Moral Development

Universal moral standards condemn actions such as lying, cheating, and murder.
Conventional moral standards belong to a particular culture, religion, or other self-identified group, and condemn actions ranging from consumption of certain foods to sexual mores.
Piaget identified changes in children’s moral reasoning from learning right and wrong, to considering intent, and then understanding the principles behind rules.
Kohlberg identified levels of moral reasoning in children and adults that increase in complexity.
Gilligan distinguished between Kohlberg’s morality of justice, which assumes the reasoner is an autonomous thinker, and an ethic of caring, which is based on relationships between the reasoner and the situation.
TERMS
Conventional moral standards
Moral development
Moral growth
Moral philosophers
Moral development refers to the emergence in children of universal moral standards that lead to the condemnation of such behaviors as lying, cheating, robbing, murdering, raping, and the like. Conventional moral standards, by contrast, refers to the ideas that a particular group, religion, or culture believe in but cannot demand that everybody else agree with them. For example, in India violations of food taboos are regarded as seriously as crimes against a person. Members of Western cultures may not accept this belief, but members of both cultures agree in condemning murder. Culture, with its powerful influence on conventional moral standards, is a recurrent theme in any analysis of moral development.
As we begin our analysis of children’s moral progress, keep in mind that moral behavior is a complex mixture of cognition (thinking about what to do), emotion (feelings about what to do or what was done), and behavior (what is actually done).

Piaget studied moral reasoning in children. Young children (from birth to about 2 or 3 years of age) begin to learn about right and wrong from their parents. During these early years, modeling is especially effective. Lacking cognitive sophistication, young children who have good relationships with their parents usually are impressed by what they see their parents doing.
The next phase of moral growth (about 2 to 6 years of age) reflects children’s growing cognitive maturity and their developing ability to decide what is right or wrong. As they approach school age, they begin to understand intent as another factor in doing wrong—for example, dropping and breaking a dish “on purpose” versus “by accident.”

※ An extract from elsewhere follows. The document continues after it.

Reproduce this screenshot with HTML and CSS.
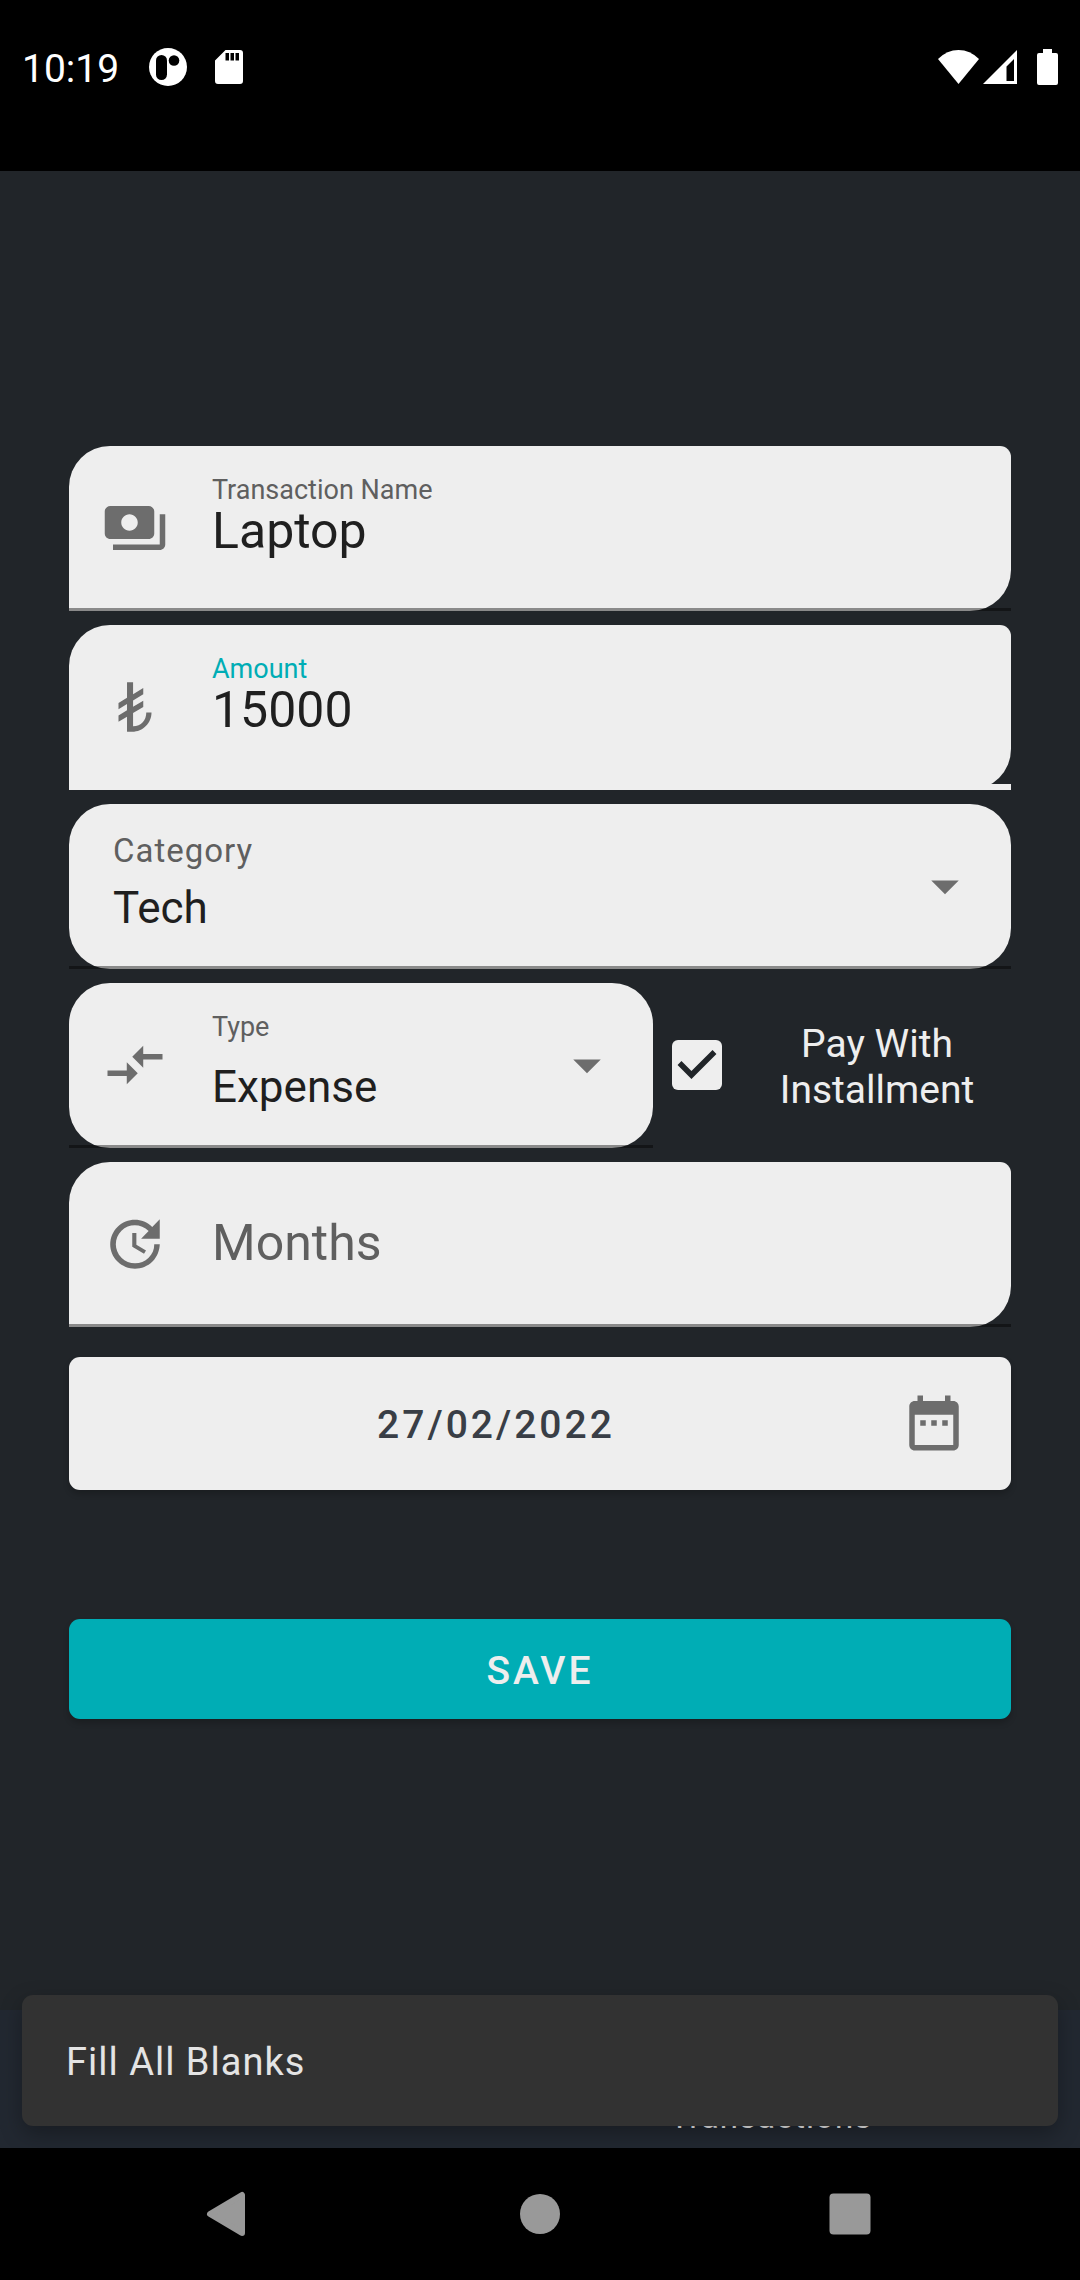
FILE: index.html
```html
<!DOCTYPE html>
<html lang="en">
<head>
<meta charset="utf-8">
<meta name="viewport" content="width=device-width, initial-scale=1">
<title>Add Transaction</title>
<link rel="stylesheet" href="styles.css">
</head>
<body>
<header class="status-bar">
  <div class="status-left">
    <time class="clock">10:19</time>
    <svg class="status-app" width="38" height="38" viewBox="0 0 38 38" aria-hidden="true">
      <circle cx="19" cy="19" r="19" fill="#fff"/>
      <rect x="7" y="7" width="11" height="25" rx="5.5" fill="#000"/>
      <circle cx="25" cy="12.500" r="5.300" fill="#000"/>
    </svg>
    <svg class="status-sd" width="28" height="34" viewBox="0 0 28 34" aria-hidden="true">
      <path fill="#fff" fill-rule="evenodd" d="M10.500 0H25q3 0 3 3v28q0 3-3 3H3q-3 0-3-3V10.500zM10.500 3v7.500h3.500V3zm5 0v7.500h3.500V3zm5 0v7.500H24V3z"/>
    </svg>
  </div>
  <div class="status-right">
    <svg class="status-wifi" width="41" height="34" viewBox="0 0 41 34" aria-hidden="true"><path fill="#fff" d="M0 9Q9 0 20.500 0T41 9L20.500 34z"/></svg>
    <svg width="34" height="34" viewBox="0 0 34 34" aria-hidden="true"><path fill="#fff" fill-rule="evenodd" d="M34 0v34H0zM31 9l-7.500 7.500V31H31z"/></svg>
    <svg class="status-battery" width="21" height="36" viewBox="0 0 21 36" aria-hidden="true"><path fill="#fff" d="M6 0h9v4h4q2 0 2 2v28q0 2-2 2H2q-2 0-2-2V6q0-2 2-2h4z"/></svg>
  </div>
</header>

<main class="content">
  <form class="form">
    <div class="field">
      <svg class="icon" viewBox="0 0 24 24" aria-hidden="true"><path d="M19 14V6c0-1.100-.9-2-2-2H3c-1.100 0-2 .9-2 2v8c0 1.100.9 2 2 2h14c1.100 0 2-.9 2-2zm-9-1c-1.660 0-3-1.340-3-3s1.340-3 3-3 3 1.340 3 3-1.340 3-3 3zm13-6v11c0 1.100-.9 2-2 2H4v-2h17V7h2z"/></svg>
      <div class="field-body">
        <label class="field-label" for="name">Transaction Name</label>
        <input class="field-input" id="name" type="text" value="Laptop">
      </div>
    </div>

    <div class="field field-active">
      <svg class="icon" viewBox="0 0 24 24" aria-hidden="true"><path d="M9.100 3h2.200v4.400L15 5.100v2.300l-3.700 2.200v2.300L15 9.700V12l-3.700 2.200V19c3 0 4.800-2.200 4.800-5H18c0 3.870-3.130 7-7 7H9.100v-5.500L6 17.400v-2.300l3.100-1.900v-2.300L6 12.800v-2.300l3.100-1.900z"/></svg>
      <div class="field-body">
        <label class="field-label" for="amount">Amount</label>
        <input class="field-input" id="amount" type="text" inputmode="numeric" value="15000">
      </div>
    </div>

    <div class="field field-select field-plain">
      <div class="field-body">
        <label class="field-label field-label-large" for="category">Category</label>
        <select class="field-dropdown" id="category"><option>Tech</option></select>
      </div>
      <svg class="icon arrow" viewBox="0 0 24 24" aria-hidden="true"><path d="M7 10l5 5 5-5z"/></svg>
    </div>

    <div class="type-row">
      <div class="field field-select">
        <svg class="icon" viewBox="0 0 24 24" aria-hidden="true"><path d="M9.010 14H2v2h7.010v3L13 15l-3.990-4v3zm5.980-1v-3H22V8h-7.010V5L11 9l3.990 4z"/></svg>
        <div class="field-body">
          <label class="field-label" for="type">Type</label>
          <select class="field-dropdown" id="type"><option>Expense</option></select>
        </div>
        <svg class="icon arrow" viewBox="0 0 24 24" aria-hidden="true"><path d="M7 10l5 5 5-5z"/></svg>
      </div>
      <div class="installment">
        <span class="check">
          <input class="check-input" id="installment" type="checkbox" checked>
          <svg class="check-mark" viewBox="3 3 18 18" aria-hidden="true"><path d="M10 17l-5-5 1.410-1.410L10 14.170l7.590-7.590L19 8z"/></svg>
        </span>
        <label class="check-label" for="installment">Pay With Installment</label>
      </div>
    </div>

    <div class="field">
      <svg class="icon" viewBox="0 0 24 24" aria-hidden="true"><path d="M21 10.120h-6.780l2.740-2.820c-2.730-2.700-7.150-2.800-9.880-.1-2.730 2.710-2.730 7.080 0 9.790s7.150 2.710 9.880 0C18.320 15.650 19 14.080 19 12.100h2c0 1.980-.88 4.550-2.640 6.290-3.510 3.480-9.210 3.480-12.720 0-3.500-3.470-3.530-9.110-.02-12.580s9.140-3.470 12.650 0L21 3v7.120zM12.500 8v4.250l3.500 2.080-.72 1.210L11 13V8h1.500z"/></svg>
      <div class="field-body field-body-empty">
        <input class="field-input" type="text" inputmode="numeric" placeholder="Months" aria-label="Months">
      </div>
    </div>

    <button class="button date-button" type="button">
      <span class="date-text">27/02/2022</span>
      <svg class="icon" viewBox="0 0 24 24" aria-hidden="true"><path d="M9 11H7v2h2v-2zm4 0h-2v2h2v-2zm4 0h-2v2h2v-2zm2-7h-1V2h-2v2H8V2H6v2H5c-1.110 0-1.990.9-1.990 2L3 20c0 1.100.89 2 2 2h14c1.100 0 2-.9 2-2V6c0-1.100-.9-2-2-2zm0 16H5V9h14v11z"/></svg>
    </button>

    <button class="button save-button" type="button">SAVE</button>
  </form>
</main>

<div class="bottom">
  <nav class="tabs">
    <a class="tab" href="#transactions">Transactions</a>
  </nav>
  <div class="snackbar" role="status">Fill All Blanks</div>
</div>

<footer class="system-nav">
  <button class="system-button" type="button" aria-label="Back"><svg width="48" height="48" viewBox="0 0 48 48"><path d="M4 24L36 5v38z" fill="#999" stroke="#999" stroke-width="6" stroke-linejoin="round"/></svg></button>
  <button class="system-button" type="button" aria-label="Home"><svg width="48" height="48" viewBox="0 0 48 48"><circle cx="24" cy="24" r="20" fill="#999"/></svg></button>
  <button class="system-button" type="button" aria-label="Overview"><svg width="48" height="48" viewBox="0 0 48 48"><rect x="3.500" y="3.500" width="41" height="41" rx="4" fill="#999"/></svg></button>
</footer>
</body>
</html>
```
FILE: styles.css
```css
*, *::before, *::after { box-sizing: border-box; }

body {
  margin: 0;
  min-height: 100vh;
  display: flex;
  flex-direction: column;
  background: #212529;
  color: #eee;
  font-family: Roboto, sans-serif;
  font-size: 39px;
}

svg { display: block; flex: none; }
button, input, select { font-family: inherit; }

/* Status bar */
.status-bar {
  display: flex;
  justify-content: space-between;
  padding: 40px 22px 77px;
  background: #000;
  color: #fff;
}
.status-left, .status-right { display: flex; align-items: center; height: 54px; }
.clock { line-height: 54px; padding-top: 4px; }
.status-app { margin-left: 30px; }
.status-sd { margin-left: 28px; }
.status-wifi { margin-right: 4px; }
.status-battery { margin-left: 20px; }

/* Form */
.content { flex: 1; padding: 275px 69px 40px; }
.form { display: flex; flex-direction: column; gap: 14px; }

.field {
  position: relative;
  display: flex;
  align-items: center;
  gap: 44px;
  min-height: 165px;
  padding: 0 33px 1px;
  background: #eee;
  border-radius: 41px 11px 41px 0;
}
.field::after {
  content: "";
  position: absolute;
  inset: auto 0 0;
  height: 3px;
  background: rgba(0, 0, 0, .42);
}
.field-active::after { height: 6px; background: #eee; }
.field-select { border-radius: 41px; }
.field-plain { padding-left: 44px; }

.icon { width: 66px; height: 66px; fill: #6d6d6d; }
.arrow { pointer-events: none; }

.field-body {
  flex: 1;
  min-width: 0;
  align-self: stretch;
  display: flex;
  flex-direction: column;
  padding: 28px 0 34px;
}
.field-select .field-body { justify-content: space-between; margin-right: -110px; }
.field-body-empty { justify-content: center; padding: 0 0 2px; }

.field-label { font-size: 27px; line-height: 32px; color: #5f5f5f; }
.field-label-large { font-size: 33px; line-height: 38px; letter-spacing: 1px; }
.field-active .field-label { color: #00adb5; }

.field-input {
  width: 100%;
  height: 58px;
  padding: 0;
  border: 0;
  outline: 0;
  background: none;
  color: #1f1f1f;
  font-size: 50px;
}
.field-label + .field-input { margin-top: -4px; }
.field-input::placeholder { color: #5f5f5f; opacity: 1; }

.field-dropdown {
  width: 100%;
  height: 52px;
  padding: 0;
  border: 0;
  outline: 0;
  appearance: none;
  background: none;
  color: #1f1f1f;
  font-size: 44px;
}

.type-row { display: grid; grid-template-columns: 31fr 19fr; }

.installment { display: flex; align-items: center; gap: 21px; padding: 0 0 1px 19px; }
.check { display: grid; flex: none; }
.check-input, .check-mark { grid-area: 1 / 1; width: 50px; height: 50px; }
.check-input {
  margin: 0;
  appearance: none;
  background: #eee;
  border-radius: 6px;
}
.check-mark { fill: #212529; pointer-events: none; visibility: hidden; }
.check-input:checked + .check-mark { visibility: visible; }
.check-label { flex: 1; padding-top: 4px; line-height: 46px; text-align: center; }

/* Buttons */
.button {
  display: flex;
  align-items: center;
  width: 100%;
  border: 0;
  border-radius: 11px;
  box-shadow: 0 4px 6px rgba(0, 0, 0, .2);
  font-size: 39px;
  font-weight: 500;
  letter-spacing: 3px;
}
.date-button {
  gap: 22px;
  height: 133px;
  margin-top: 16px;
  padding: 0 44px 1px;
  background: #eee;
  color: #393e46;
}
.date-text { flex: 1; padding-top: 4px; text-align: center; }
.save-button {
  justify-content: center;
  height: 100px;
  margin-top: 115px;
  padding: 3px 44px 0;
  background: #00adb5;
  color: #eee;
}

/* Bottom tabs with the message over them */
.bottom { position: relative; }
.tabs {
  display: grid;
  grid-template-columns: 1fr 1fr;
  align-items: end;
  height: 138px;
  padding: 0 78px;
  background: #222831;
}
.tab {
  grid-column: 2;
  padding-bottom: 11px;
  color: #eee;
  font-size: 33px;
  line-height: 40px;
  letter-spacing: 1px;
  text-align: center;
  text-decoration: none;
}
.snackbar {
  position: absolute;
  inset: auto 22px 22px;
  padding: 44px 44px 41px;
  border-radius: 11px;
  background: #323232;
  box-shadow: 0 8px 22px rgba(0, 0, 0, .3);
  color: #e4e4e4;
  font-size: 38px;
  line-height: 46px;
  letter-spacing: 1px;
}

/* System navigation */
.system-nav {
  position: relative;
  display: flex;
  justify-content: center;
  height: 132px;
  background: #000;
}
.system-button {
  display: flex;
  align-items: center;
  justify-content: center;
  width: 310px;
  padding: 0;
  border: 0;
  background: none;
}
```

As children move into middle childhood (about 6 to 12 years of age), they interact with their siblings in their family lives, with their schoolmates in classroom experiences, and with their friends in games and other social activities. Here they again encounter the reality of rules—but rules not established by parental edict. Consequently, they learn about making and following regulations as well as deriving insights into the children who don’t. School-aged children who are concrete thinkers tend to cling to absolute rules of right and wrong, whereas older school-aged children (10 to 13 years of age) begin to appreciate the principle behind the rules. For example, think about children of different ages playing a baseball game. A 9-year-old may declare that allowing the 5-year-old to stay at bat until he or she hits the ball is “unfair” and “breaking the rules,” whereas the 13-year-old pitcher looks at the discrepancy in skill between the 5- and 9-year-olds, and handicaps the younger player in an effort to “level the playing field” among players.